U.S. Jobless Claims Post Surprise Drop, Shadowed by Virus Risks

U.S. claims for unemployment benefits unexpectedly fell to a one-month low, though the recent increases in coronavirus cases and business closures threaten to keep layoffs elevated through early 2021.

Initial jobless claims in regular state programs declined by 19,000 to 787,000 in the week ended Dec. 26, according to a Labor Department report Thursday. That was less than the 835,000 median estimate in a Bloomberg survey of economists. The figures are often volatile around holidays and last week included Christmas. Without adjustments, claims dropped by 31,736.

Continuing claims for state programs, which roughly correlates to the total number of people receiving state unemployment benefits, also decreased, to 5.22 million in the week ended Dec. 19. Economists projected an increase to 5.37 million.

Underscoring the pandemic’s damage to the job market as 2020 draws to a close, claims for benefits have averaged 1.45 million a week this year compared with about 220,000 in 2019.

The surprise decline in claims is a welcome sign, though the level remains elevated as economic fallout from the coronavirus continues to reverberate.
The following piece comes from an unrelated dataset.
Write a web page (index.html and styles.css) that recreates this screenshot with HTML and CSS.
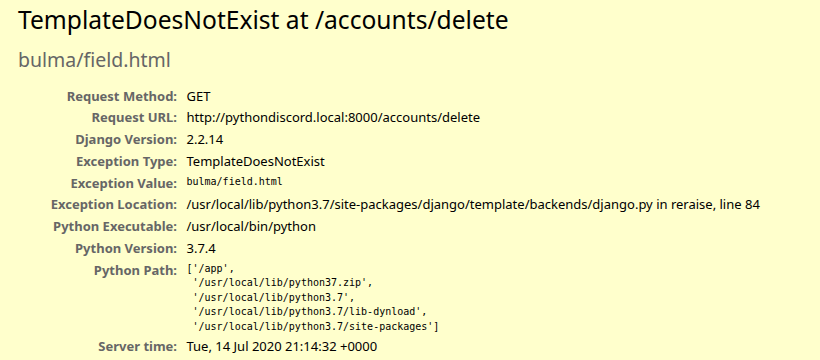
FILE: index.html
```html
<!DOCTYPE html>
<html>
<head>
<meta charset="utf-8">
<title>TemplateDoesNotExist at /accounts/delete</title>
<link rel="stylesheet" href="styles.css">
</head>
<body>
<div class="summary">
  <h1 class="title">TemplateDoesNotExist at /accounts/delete</h1>
  <pre class="exception-value">bulma/field.html</pre>
  <table class="meta">
    <tr><th>Request Method:</th><td>GET</td></tr>
    <tr><th>Request URL:</th><td>http://pythondiscord.local:8000/accounts/delete</td></tr>
    <tr><th>Django Version:</th><td>2.2.14</td></tr>
    <tr><th>Exception Type:</th><td>TemplateDoesNotExist</td></tr>
    <tr><th>Exception Value:</th><td><pre class="code">bulma/field.html</pre></td></tr>
    <tr><th>Exception Location:</th><td>/usr/local/lib/python3.7/site-packages/django/template/backends/django.py in reraise, line 84</td></tr>
    <tr><th>Python Executable:</th><td>/usr/local/bin/python</td></tr>
    <tr><th>Python Version:</th><td>3.7.4</td></tr>
    <tr><th>Python Path:</th><td><pre class="code">['/app',
 '/usr/local/lib/python37.zip',
 '/usr/local/lib/python3.7',
 '/usr/local/lib/python3.7/lib-dynload',
 '/usr/local/lib/python3.7/site-packages']</pre></td></tr>
    <tr><th>Server time:</th><td>Tue, 14 Jul 2020 21:14:32 +0000</td></tr>
  </table>
</div>
</body>
</html>
```

FILE: styles.css
```css
html, body, div, h1, pre, table, tr, th, td {
  margin: 0;
  padding: 0;
}
body {
  font-family: "Noto Sans", sans-serif;
  font-size: 13px;
  background: #ffffcc;
  color: #000;
}
.summary {
  background: #ffffcc;
  padding: 3px 18px 10px;
  border-bottom: 1px solid #ddd;
}
.title {
  font-weight: normal;
  font-size: 24.6px;
  margin-bottom: 10px;
}
.exception-value {
  font-family: "Noto Sans", sans-serif;
  font-size: 19.5px;
  color: #666;
  margin: 10px 0 12.5px;
  white-space: pre-wrap;
}
.meta {
  border: none;
  border-collapse: collapse;
  width: 100%;
}
.meta th, .meta td {
  vertical-align: top;
  padding: 2px 3px;
  line-height: 17.8px;
}
.meta th {
  width: 12em;
  text-align: right;
  color: #666;
  padding-right: 6.5px;
  font-weight: bold;
}
.code {
  font-family: "DejaVu Sans Mono", monospace;
  font-size: 10px;
  line-height: 14.4px;
}
```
While thestimulus package recently signed into law should cushion the blow of further shutdowns and closures, it may take some time for funds to reach consumers and without a widely available vaccine, is only a temporary measure.

What Bloomberg Economics Says

“The lack of a clearer jump in new layoffs in response to broader activity restrictions in some areas is reassuring. Even so, the rate is still high and long-term joblessness is the more important problem, highlighting the importance of recent fiscal relief.”

— Andrew Husby, economist

For the full note,click here

The S&P 500 slipped in early trading, while the 10-year Treasury yield and the dollar were little changed.

Illinois Decline

Illinois, which reported a drop of more than 28,500 applications from the prior week, accounted for the lion’s share of the overall decline in unadjusted claims. Pennsylvania, Georgia and Texas also recorded sizable declines in filings. New York and California, among states with more pandemic-related restrictions, reported increases in jobless claims.

Still, a pickup in the number of jobless applications in the first half of December highlights economist expectations for a worsening labor market in winter as colder weather forces restaurants and retailers to close or cut hours, while an increase in Covid-19 cases prompts tougher measures in various states.

The December jobs report, released next week, is projected to be on the weaker side. Economists forecast a gain of about 70,000 jobs, the fewest since April when payrolls declined. Several analysts forecast headcounts shrank.

In addition to regular state claims, more than 308,000 initial applications were filed last week under the Pandemic Unemployment Assistance program, which provides funds for those not eligible for the state programs such as gig workers. In total, 8.46 million weeks of benefits were claimed for that program in the period ended Dec. 12.

There were also 4.77 million total weeks of claims in the Pandemic Emergency Unemployment Compensation, a separate program that provides additional weeks of benefits to Americans who have exhausted the regular state program.